With all the talk about the birth dearth and cultural decadence, it occurs to me that we have to have some way to recognize decadence if we are going to have a meaningful discussion about whether or not we are in a decadent era. That is, we need to have some ideal by which to […]

With all the talk about the birth dearth and cultural decadence, it occurs to me that we have to have some way to recognize decadence if we are going to have a meaningful discussion about whether or not we are in a decadent era. That is, we need to have some ideal by which to measure our decline, and to recognize it when it comes (as it one day will, as part of the natural order of things). I’m wondering if it’s possible to come up with a reasonably apolitical standard, one that stands outside the particulars of our culture wars and suchlike over the past few decades, and takes a long view. A standard that most of us could agree on.

Probably not.

But here’s a possibility, from the recently deceased polymath Jacques Barzun’s magisterial book “From Dawn To Decadence: 1500 To The Present: 500 Years Of Western Cultural Life”. Barzun begins by saying that the peoples of the West during the last 500 years

… offered the world a set of ideas and institutions not found earlier or elsewhere. As already remarked, it has been a unity combined with enormous diversity. Borrowing widely from other lands, thriving on dissent and originality, the West has been the mongrel civilization par excellence. But in spite of patchwork and conflict it has pursued characteristic purposes — that is its unity — and now these purposes, carried out to their utmost possibility, are bringing about its demise. This ending is shown by the deadlocks of our time: for and against nationalism, for and against individualism, for and against the high arts, for and against strict morals and religious belief.

Barzun continues:

But why should the story [of the West] come to an end? It doesn’t, of course, in the literal sense of stoppage or total ruin. All that is meant by Decadence is “falling off.” It implies in those who live in such a time no loss of energy or talent or moral sense. On the contrary, it is a very active time, full of deep concerns, but pecularily restless, for it sees no clear lines of advance. The loss if faces is that of Possibility. The forms of art as of life seem exhausted, the stages of development have been ruh through. Institutions function painfully. Repetition and frustration are the intolerable result. Boredom and fatigue are great historical forces.
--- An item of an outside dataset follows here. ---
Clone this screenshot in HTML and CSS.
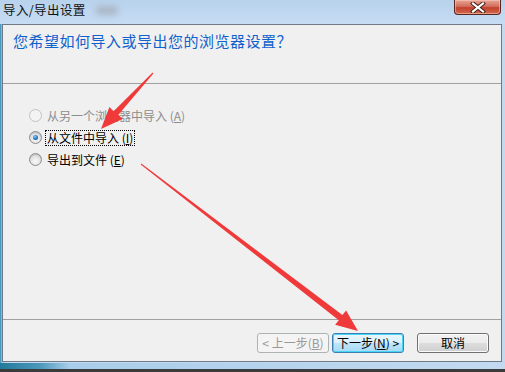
FILE: index.html
```html
<!DOCTYPE html>
<html lang="zh-CN">
<head>
    <meta charset="UTF-8">
    <title>导入/导出设置</title>
    <link rel="stylesheet" href="styles.css">
</head>
<body>
    <div class="window">
        <div class="titlebar">
            <span class="title">导入/导出设置</span>
            <span class="smudge"></span>
            <div class="close-btn">
                <svg width="16" height="11" viewBox="0 0 16 11">
                    <path d="M3 1.5 L13 9.5 M13 1.5 L3 9.5" stroke="#3a1a14" stroke-width="4" stroke-linecap="square"/>
                    <path d="M3 1.5 L13 9.5 M13 1.5 L3 9.5" stroke="#ffffff" stroke-width="2.2" stroke-linecap="square"/>
                </svg>
            </div>
        </div>
        <div class="client">
            <div class="header">
                <h1>您希望如何导入或导出您的浏览器设置？</h1>
            </div>
            <div class="options">
                <div class="option disabled">
                    <span class="radio"></span>
                    <span class="label">从另一个浏览器中导入 (<u>A</u>)</span>
                </div>
                <div class="option">
                    <span class="radio checked"></span>
                    <span class="label focus">从文件中导入 (<u>I</u>)</span>
                </div>
                <div class="option">
                    <span class="radio"></span>
                    <span class="label">导出到文件 (<u>E</u>)</span>
                </div>
            </div>
            <div class="footer">
                <button class="btn disabled">&lt; 上一步(<u>B</u>)</button>
                <button class="btn default">下一步(<u>N</u>) &gt;</button>
                <button class="btn cancel">取消</button>
            </div>
        </div>
        <div class="frame-bottom"></div>
    </div>

    <svg class="arrows" width="505" height="372" viewBox="0 0 505 372">
        <polygon fill="#f03a3a" points="153.4,73.4 152.6,72.6 113.6,111.2 109.4,106.9 101,129 122.6,119.1 118.4,114.8"/>
        <polygon fill="#f03a3a" points="141.3,163.6 140.7,164.4 338.8,320.3 335.1,324.7 358,331 346.1,310.5 342.4,314.9"/>
    </svg>
</body>
</html>
```

FILE: styles.css
```css
body {
    margin: 0;
    width: 505px;
    height: 372px;
    overflow: hidden;
    background-color: #3b3b3b;
    font-family: "Noto Sans CJK SC", "Microsoft YaHei", sans-serif;
    position: relative;
}

.window {
    display: flex;
    flex-direction: column;
    height: 372px;
    background: linear-gradient(to right, #2f8ab3 0, #9cc6e6 2px, #c2d9f1 6px);
}

.titlebar {
    height: 24px;
    display: flex;
    align-items: flex-start;
    padding-left: 3px;
    background: linear-gradient(#b8d2ed, #c6dcf3);
    position: relative;
}

.title {
    font-size: 12.5px;
    line-height: 20px;
    color: #111;
    letter-spacing: 0.4px;
}

.smudge {
    width: 22px;
    height: 9px;
    margin: 6px 0 0 10px;
    background-color: #a9b6c4;
    border-radius: 4px;
    filter: blur(3px);
}

.close-btn {
    position: absolute;
    right: 4px;
    top: 0;
    width: 45px;
    height: 14px;
    border: 1px solid #5a2622;
    border-top: none;
    border-radius: 0 0 4px 4px;
    background: linear-gradient(#e8a493 0, #d2705f 45%, #c2402c 55%, #d26a4f 100%);
    box-shadow: inset 0 0 0 1px rgba(255, 210, 200, 0.5);
    display: flex;
    justify-content: center;
    align-items: center;
}

.client {
    margin: 0 3px 0 2px;
    height: 337px;
    border: 1px solid #6f7a86;
    background-color: #f0f0f0;
    display: flex;
    flex-direction: column;
}

.header {
    height: 58px;
    border-bottom: 1px solid #a0a0a0;
    padding-left: 10px;
}

.header h1 {
    margin: 0;
    padding-top: 6px;
    font-size: 15px;
    font-weight: normal;
    line-height: 20px;
    color: #0f62cc;
    letter-spacing: 0.5px;
}

.options {
    height: 235px;
    box-sizing: border-box;
    padding: 21px 0 0 26px;
    display: flex;
    flex-direction: column;
}

.option {
    height: 22px;
    display: flex;
    align-items: center;
    font-size: 12px;
    color: #000;
}

.option.disabled {
    color: #8d8d8d;
}

.radio {
    width: 11px;
    height: 11px;
    border: 1px solid #8a8c8e;
    border-radius: 50%;
    background: radial-gradient(circle at 50% 65%, #f8f8f8 0, #dcdcdc 70%, #cfcfcf 100%);
    box-shadow: inset 0 1px 1px rgba(0, 0, 0, 0.15);
    position: relative;
    flex-shrink: 0;
}

.option.disabled .radio {
    border-color: #c0c2c4;
    background: #f3f3f3;
    box-shadow: none;
}

.radio.checked::after {
    content: "";
    position: absolute;
    left: 3px;
    top: 3px;
    width: 5px;
    height: 5px;
    border-radius: 50%;
    background: radial-gradient(circle at 40% 35%, #8fd0ff 0, #2a7fd0 45%, #0d3f86 100%);
}

.label {
    margin-left: 3px;
    padding: 0 1px;
    line-height: 14px;
    border: 1px dotted transparent;
}

.label.focus {
    border-color: #000;
}

.footer {
    flex: 1;
    border-top: 1px solid #a0a0a0;
    display: flex;
    justify-content: flex-end;
    align-items: flex-start;
    padding: 13px 12px 0 0;
}

.btn {
    width: 72px;
    height: 20px;
    padding: 0;
    margin: 0;
    font-family: inherit;
    font-size: 12px;
    line-height: 16px;
    color: #000;
    border: 1px solid #707070;
    border-radius: 3px;
    background: linear-gradient(#f2f2f2 0, #ebebeb 50%, #dddddd 51%, #cfcfcf 100%);
    box-shadow: inset 0 0 0 1px #fbfbfb;
}

.btn.disabled {
    color: #9a9a9a;
    border-color: #adb2b5;
    background: #f4f4f4;
    box-shadow: none;
}

.btn.default {
    margin-left: 3px;
    border-color: #3c7fb1;
    background: linear-gradient(#eaf6fd 0, #d9f0fc 50%, #bee6fd 51%, #a7d9f5 100%);
    box-shadow: inset 0 0 0 1px #48d6f8;
}

.btn.cancel {
    margin-left: 13px;
}

.frame-bottom {
    height: 9px;
    margin-top: 1px;
    background-color: #3b3b3b;
    position: relative;
}

.frame-bottom::before {
    content: "";
    position: absolute;
    left: 0;
    right: 0;
    top: 0;
    height: 6px;
    background: linear-gradient(to right, #237a9c 0, #4b98bc 40px, #a9cdea 70px, #c3daf1 100%);
}

.arrows {
    position: absolute;
    left: 0;
    top: 0;
    pointer-events: none;
}
```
It will be asked, how does the historian know when Decadence sets in? By the open confessions of malaise, by the search in all directions for a new faith or faiths.

And:

When people accept futility and the absurd as normal, the culture is decadent. The term is not a slur; it is a technical label.

That last line is important. Barzun was a cultural historian, not a polemicist with an axe to grind. I never did read all of his big book, but it seems to me that he finds the West decadent because it has lost a sense of purpose, its sense of itself as engaged in a meaningful collective project — and that it was this shared sense of purpose that forged the West’s cultural unity amid its diversity.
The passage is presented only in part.